Supporting the installation and simultaneous use of multiple versions
seems to be a goal of eggs?

Absolutely.


  FWIW, that's kinda heretical on Unix (which
might explain some of the antipathy).

The Python approach is "Practicality Beats Purity", which I thought was also a Unix value.


  Phillip> We'd also like for Debian to include the metadata we provided
  Phillip> with our packages, when it installs them.

It think that's a reasonable expectation.  So long as Python packages
are location-agnostic, and allow Debian to put such things where it
thinks is reasonable?

As long as it can be found by the package, without needing any special configuration. Python packages are looked up relative to sys.path, so it's reasonable to expect to find the metadata on sys.path as well, preferably at a fixed location relative to the code.


  Phillip> And we'd like all this to cleanly work with any
  Phillip> locally-installed non-Debian eggs that might be in the mix,
  Phillip> since we need to do development, beta testing, etc.

And non-egg packages as well, right?

There isn't any such thing, from an egg developer's perspective. Any distutils package can be made into an egg, because all of the metadata needed is supplied by the standard distutils setup script. So, if you have the source, you can make it an egg.

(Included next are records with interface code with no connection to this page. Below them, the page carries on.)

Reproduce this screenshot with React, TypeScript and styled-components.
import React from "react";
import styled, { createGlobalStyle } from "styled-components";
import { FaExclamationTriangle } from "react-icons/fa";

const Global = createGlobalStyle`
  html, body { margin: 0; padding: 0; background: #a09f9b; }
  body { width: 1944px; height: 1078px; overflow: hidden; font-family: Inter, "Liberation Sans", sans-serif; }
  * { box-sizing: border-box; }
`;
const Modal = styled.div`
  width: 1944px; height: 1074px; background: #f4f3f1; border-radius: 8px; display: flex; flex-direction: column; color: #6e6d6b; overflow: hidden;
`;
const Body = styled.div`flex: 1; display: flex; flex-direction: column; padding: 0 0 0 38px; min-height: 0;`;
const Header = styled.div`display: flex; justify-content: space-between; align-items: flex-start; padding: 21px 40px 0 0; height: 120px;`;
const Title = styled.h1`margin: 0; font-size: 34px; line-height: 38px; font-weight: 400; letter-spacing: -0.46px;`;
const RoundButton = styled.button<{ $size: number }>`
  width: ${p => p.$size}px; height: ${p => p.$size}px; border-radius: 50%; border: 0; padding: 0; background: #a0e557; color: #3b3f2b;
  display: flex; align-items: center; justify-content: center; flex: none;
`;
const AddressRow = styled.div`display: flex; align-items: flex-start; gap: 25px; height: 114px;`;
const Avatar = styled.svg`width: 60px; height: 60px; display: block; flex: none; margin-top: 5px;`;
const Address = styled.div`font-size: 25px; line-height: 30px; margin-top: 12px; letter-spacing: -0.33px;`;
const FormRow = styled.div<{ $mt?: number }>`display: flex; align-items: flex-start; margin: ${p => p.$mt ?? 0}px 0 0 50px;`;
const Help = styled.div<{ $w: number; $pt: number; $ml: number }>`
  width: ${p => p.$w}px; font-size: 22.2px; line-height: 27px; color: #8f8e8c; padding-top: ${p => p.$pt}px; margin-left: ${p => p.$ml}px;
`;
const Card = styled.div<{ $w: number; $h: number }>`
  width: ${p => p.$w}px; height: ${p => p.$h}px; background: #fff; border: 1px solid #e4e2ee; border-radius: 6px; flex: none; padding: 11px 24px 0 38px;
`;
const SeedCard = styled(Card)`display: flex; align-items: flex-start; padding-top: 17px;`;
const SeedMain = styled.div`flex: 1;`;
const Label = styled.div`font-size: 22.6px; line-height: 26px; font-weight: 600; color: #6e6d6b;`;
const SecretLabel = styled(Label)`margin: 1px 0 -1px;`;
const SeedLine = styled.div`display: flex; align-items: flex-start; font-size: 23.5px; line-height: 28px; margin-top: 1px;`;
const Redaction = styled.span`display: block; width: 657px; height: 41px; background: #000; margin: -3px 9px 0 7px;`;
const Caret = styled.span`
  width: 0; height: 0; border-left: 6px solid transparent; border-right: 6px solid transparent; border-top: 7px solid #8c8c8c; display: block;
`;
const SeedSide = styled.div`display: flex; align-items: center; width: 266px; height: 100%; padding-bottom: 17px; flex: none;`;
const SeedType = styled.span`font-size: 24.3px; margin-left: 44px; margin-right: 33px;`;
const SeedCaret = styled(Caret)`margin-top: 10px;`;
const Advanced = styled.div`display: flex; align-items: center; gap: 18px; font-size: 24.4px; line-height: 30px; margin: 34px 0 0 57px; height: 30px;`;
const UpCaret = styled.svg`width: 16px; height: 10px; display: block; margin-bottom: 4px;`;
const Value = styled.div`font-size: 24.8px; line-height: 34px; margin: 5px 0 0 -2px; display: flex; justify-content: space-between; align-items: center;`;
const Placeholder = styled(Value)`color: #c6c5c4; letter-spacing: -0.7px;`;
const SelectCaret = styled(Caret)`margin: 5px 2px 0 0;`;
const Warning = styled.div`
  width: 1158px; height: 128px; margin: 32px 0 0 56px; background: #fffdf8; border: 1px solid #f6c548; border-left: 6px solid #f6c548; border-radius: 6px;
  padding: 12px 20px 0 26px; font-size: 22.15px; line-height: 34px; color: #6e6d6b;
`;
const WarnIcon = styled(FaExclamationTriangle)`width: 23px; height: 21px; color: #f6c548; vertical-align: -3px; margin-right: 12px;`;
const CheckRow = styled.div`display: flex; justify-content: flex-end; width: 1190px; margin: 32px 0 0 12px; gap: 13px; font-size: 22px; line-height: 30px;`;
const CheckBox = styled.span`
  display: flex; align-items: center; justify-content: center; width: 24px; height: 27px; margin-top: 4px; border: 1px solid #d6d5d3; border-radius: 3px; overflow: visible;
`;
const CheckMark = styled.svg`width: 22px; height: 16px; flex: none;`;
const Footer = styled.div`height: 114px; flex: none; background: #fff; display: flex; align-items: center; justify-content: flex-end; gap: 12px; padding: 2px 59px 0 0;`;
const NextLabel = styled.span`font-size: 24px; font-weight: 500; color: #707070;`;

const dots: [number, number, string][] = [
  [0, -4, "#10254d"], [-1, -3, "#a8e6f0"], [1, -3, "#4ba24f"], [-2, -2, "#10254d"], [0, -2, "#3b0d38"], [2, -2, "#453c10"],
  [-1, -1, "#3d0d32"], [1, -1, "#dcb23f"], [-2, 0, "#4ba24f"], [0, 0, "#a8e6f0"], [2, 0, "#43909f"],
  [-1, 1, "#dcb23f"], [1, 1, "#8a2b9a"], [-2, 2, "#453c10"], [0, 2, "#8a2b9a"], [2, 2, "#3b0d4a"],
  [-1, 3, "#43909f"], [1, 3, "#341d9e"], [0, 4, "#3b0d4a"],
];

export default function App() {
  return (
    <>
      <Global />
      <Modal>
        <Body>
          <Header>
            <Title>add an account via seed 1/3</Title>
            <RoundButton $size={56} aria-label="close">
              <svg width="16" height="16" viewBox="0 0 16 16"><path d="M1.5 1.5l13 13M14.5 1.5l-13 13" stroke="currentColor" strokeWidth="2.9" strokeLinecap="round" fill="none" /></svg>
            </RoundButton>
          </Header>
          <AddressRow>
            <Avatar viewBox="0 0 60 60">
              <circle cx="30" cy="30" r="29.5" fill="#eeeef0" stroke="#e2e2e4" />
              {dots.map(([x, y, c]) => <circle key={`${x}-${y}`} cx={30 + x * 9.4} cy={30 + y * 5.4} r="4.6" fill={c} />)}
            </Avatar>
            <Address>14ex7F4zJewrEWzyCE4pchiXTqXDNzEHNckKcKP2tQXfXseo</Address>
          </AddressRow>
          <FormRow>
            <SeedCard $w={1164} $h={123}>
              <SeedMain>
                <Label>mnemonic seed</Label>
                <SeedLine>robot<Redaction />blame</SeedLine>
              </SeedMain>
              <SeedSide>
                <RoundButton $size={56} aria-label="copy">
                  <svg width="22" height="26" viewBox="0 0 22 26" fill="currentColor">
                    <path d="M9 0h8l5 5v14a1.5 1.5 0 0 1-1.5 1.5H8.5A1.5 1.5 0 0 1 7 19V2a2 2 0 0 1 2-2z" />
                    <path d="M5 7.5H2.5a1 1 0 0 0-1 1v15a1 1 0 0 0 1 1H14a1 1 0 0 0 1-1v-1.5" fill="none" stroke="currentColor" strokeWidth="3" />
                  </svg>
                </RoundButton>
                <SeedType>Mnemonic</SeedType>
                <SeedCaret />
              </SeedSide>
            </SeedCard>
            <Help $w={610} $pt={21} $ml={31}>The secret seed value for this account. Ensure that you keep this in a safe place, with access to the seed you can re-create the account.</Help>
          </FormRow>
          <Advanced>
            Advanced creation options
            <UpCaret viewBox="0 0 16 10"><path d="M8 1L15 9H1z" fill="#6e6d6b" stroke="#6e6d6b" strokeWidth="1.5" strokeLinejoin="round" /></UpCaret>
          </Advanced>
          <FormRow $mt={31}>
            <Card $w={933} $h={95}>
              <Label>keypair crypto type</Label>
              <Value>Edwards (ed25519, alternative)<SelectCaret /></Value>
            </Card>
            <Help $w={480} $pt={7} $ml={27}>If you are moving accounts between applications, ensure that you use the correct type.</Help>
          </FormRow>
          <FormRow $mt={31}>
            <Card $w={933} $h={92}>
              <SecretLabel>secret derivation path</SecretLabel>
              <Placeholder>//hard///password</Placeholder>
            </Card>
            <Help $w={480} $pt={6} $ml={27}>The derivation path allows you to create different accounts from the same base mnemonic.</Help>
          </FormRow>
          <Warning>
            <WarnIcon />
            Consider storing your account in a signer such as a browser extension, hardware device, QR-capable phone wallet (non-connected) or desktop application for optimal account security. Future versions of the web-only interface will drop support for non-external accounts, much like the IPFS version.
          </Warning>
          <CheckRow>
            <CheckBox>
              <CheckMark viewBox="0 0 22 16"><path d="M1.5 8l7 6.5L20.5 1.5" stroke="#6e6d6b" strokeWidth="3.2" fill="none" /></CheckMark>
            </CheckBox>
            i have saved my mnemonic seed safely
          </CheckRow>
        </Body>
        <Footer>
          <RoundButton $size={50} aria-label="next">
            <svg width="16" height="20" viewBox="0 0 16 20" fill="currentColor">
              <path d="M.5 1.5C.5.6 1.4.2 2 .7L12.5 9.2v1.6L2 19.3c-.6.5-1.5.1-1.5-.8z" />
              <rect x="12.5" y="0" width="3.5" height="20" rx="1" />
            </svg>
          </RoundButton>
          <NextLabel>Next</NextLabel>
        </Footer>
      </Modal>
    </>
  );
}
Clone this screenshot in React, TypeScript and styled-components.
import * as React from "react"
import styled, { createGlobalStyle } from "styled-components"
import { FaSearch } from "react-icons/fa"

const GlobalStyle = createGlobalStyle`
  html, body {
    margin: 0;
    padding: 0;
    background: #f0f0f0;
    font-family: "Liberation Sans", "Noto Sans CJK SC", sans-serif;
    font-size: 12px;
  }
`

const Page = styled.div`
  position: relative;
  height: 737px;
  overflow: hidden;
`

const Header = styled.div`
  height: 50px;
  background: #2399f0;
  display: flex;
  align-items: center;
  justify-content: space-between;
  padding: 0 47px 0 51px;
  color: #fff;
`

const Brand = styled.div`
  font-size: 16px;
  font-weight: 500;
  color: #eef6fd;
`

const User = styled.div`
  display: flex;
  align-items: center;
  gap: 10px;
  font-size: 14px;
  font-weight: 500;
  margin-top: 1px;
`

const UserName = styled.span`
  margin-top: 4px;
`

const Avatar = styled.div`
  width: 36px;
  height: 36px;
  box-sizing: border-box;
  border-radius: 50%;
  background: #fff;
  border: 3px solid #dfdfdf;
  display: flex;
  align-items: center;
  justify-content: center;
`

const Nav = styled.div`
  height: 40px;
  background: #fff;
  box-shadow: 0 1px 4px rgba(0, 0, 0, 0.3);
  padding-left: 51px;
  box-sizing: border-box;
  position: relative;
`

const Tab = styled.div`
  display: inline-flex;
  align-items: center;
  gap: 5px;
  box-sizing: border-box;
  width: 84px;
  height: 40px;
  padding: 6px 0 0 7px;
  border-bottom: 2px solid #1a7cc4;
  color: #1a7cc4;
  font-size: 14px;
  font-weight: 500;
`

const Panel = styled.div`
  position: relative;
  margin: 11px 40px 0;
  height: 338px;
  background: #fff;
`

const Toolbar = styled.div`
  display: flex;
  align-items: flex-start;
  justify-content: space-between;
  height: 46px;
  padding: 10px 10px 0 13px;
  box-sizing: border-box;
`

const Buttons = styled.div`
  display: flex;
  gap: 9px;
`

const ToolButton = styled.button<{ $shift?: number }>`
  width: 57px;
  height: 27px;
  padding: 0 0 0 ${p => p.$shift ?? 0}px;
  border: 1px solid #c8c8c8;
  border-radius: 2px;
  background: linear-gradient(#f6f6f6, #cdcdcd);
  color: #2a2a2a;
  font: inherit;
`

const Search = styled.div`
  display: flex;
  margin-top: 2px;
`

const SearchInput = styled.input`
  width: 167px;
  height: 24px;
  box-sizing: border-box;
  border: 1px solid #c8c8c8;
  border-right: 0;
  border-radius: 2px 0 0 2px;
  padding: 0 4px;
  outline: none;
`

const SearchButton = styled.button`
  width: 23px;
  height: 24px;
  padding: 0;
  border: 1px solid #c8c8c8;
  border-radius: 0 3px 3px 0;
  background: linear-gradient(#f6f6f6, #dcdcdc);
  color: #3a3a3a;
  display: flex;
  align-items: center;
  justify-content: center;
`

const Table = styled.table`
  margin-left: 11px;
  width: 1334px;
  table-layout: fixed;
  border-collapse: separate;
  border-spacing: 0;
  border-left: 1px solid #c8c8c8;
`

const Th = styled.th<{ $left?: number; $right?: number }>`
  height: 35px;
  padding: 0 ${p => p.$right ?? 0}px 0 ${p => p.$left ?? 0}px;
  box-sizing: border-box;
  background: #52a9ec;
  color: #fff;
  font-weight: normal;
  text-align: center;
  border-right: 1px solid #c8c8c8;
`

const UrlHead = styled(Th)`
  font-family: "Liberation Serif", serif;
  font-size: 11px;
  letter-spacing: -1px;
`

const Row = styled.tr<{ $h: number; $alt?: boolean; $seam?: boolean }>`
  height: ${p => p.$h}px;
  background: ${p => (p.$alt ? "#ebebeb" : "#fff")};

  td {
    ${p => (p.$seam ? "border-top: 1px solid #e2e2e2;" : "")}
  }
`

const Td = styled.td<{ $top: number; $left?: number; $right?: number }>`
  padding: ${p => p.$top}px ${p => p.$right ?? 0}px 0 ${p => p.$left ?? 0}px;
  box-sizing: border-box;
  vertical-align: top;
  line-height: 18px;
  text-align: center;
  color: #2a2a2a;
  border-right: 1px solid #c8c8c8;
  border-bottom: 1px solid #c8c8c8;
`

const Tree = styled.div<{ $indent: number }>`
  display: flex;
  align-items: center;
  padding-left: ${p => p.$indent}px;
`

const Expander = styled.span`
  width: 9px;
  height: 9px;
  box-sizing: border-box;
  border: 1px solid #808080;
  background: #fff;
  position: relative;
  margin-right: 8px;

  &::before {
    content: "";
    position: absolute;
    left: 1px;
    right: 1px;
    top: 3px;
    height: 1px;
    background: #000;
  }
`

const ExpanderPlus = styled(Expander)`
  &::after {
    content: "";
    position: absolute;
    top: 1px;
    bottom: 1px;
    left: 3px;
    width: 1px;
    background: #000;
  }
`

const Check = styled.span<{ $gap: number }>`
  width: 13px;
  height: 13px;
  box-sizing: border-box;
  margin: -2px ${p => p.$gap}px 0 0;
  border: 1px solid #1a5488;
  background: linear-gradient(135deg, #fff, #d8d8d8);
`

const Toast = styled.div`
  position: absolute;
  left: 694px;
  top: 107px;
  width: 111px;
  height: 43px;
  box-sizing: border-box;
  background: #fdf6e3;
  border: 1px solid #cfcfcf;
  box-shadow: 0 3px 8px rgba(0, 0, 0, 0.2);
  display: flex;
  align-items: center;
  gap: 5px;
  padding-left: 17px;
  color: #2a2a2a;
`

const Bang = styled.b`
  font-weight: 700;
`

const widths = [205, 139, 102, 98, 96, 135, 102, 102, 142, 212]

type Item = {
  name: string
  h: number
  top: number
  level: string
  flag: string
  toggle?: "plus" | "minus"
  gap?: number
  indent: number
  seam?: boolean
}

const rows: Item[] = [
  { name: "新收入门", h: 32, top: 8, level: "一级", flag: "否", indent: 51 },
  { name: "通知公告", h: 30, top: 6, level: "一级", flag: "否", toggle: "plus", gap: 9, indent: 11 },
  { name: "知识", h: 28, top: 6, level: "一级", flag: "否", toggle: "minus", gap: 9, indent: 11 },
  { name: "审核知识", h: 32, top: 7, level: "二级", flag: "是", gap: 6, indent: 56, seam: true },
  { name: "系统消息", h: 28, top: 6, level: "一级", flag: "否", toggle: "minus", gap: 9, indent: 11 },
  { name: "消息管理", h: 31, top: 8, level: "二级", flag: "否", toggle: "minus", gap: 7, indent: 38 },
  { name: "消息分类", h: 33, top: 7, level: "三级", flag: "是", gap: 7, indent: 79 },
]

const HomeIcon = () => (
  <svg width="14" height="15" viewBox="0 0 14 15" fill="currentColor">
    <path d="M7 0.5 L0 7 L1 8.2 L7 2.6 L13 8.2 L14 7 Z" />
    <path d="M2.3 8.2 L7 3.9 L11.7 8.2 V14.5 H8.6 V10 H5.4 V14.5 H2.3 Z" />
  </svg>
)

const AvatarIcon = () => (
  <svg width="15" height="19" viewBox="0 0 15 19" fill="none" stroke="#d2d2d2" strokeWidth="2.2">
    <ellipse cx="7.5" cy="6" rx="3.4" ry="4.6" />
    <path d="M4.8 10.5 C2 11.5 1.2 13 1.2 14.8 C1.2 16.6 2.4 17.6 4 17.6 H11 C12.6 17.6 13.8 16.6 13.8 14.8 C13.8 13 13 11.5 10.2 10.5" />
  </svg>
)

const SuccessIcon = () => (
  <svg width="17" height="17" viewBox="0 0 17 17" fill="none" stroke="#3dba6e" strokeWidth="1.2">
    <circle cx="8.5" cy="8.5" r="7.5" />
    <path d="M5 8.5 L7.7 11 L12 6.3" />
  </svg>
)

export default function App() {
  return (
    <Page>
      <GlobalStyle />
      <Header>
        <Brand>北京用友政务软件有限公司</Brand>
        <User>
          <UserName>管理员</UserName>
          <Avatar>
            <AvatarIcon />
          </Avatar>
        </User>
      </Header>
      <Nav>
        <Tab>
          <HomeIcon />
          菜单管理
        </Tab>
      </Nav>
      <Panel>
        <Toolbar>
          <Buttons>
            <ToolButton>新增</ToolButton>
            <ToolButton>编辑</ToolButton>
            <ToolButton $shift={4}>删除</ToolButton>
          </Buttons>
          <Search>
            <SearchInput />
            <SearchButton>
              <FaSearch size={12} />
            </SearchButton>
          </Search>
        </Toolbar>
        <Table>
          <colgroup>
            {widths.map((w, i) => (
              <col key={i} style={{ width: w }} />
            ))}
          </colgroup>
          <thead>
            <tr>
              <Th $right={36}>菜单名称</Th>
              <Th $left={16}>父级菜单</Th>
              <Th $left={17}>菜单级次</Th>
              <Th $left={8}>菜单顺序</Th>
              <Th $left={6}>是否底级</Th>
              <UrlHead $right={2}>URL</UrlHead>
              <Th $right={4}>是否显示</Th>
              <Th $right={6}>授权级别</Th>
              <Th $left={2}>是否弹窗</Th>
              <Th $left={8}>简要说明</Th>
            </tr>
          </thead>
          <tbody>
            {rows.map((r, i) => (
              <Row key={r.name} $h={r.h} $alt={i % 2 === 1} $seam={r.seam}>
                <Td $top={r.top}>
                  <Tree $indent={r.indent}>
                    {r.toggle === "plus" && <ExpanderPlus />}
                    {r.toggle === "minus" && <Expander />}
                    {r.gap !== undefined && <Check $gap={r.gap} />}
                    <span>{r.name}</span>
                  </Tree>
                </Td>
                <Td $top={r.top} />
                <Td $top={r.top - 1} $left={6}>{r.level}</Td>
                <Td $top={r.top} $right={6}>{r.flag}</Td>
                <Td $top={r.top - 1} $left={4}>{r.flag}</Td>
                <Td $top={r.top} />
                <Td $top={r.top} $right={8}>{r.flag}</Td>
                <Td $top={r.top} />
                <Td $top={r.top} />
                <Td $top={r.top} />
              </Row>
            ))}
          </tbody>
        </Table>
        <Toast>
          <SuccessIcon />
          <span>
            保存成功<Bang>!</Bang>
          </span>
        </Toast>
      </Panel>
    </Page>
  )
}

With respect to the whole "Dependencies are a solved problem" thing, you're beating a dead horse. I freely admit you can manage *system* dependencies better. But that's only *part* of an application developer's problem. That's no critique of your efforts, only a recognition of their scope. For example, it doesn't help somebody developing a package while using Subversion-head versions of three other packages. It doesn't help Windows users. There's a whole bunch of things it just doesn't help with, that eggs do.

That doesn't mean you should change Debian to eggs, because eggs aren't trying to solve the problems that you guys solve either. But if you'd like for your system packages of Python project *not* to have to be duplicated as separately distributed eggs, then we need to have some dependency info, so that your packages can play in those areas where you *aren't* providing a complete solution, but *can* provide a part of it.

Thus, maybe the issue for some is that supplying the dependency information would be an admission that there really *are* problems Debian doesn't solve, as opposed to "merely" helping with.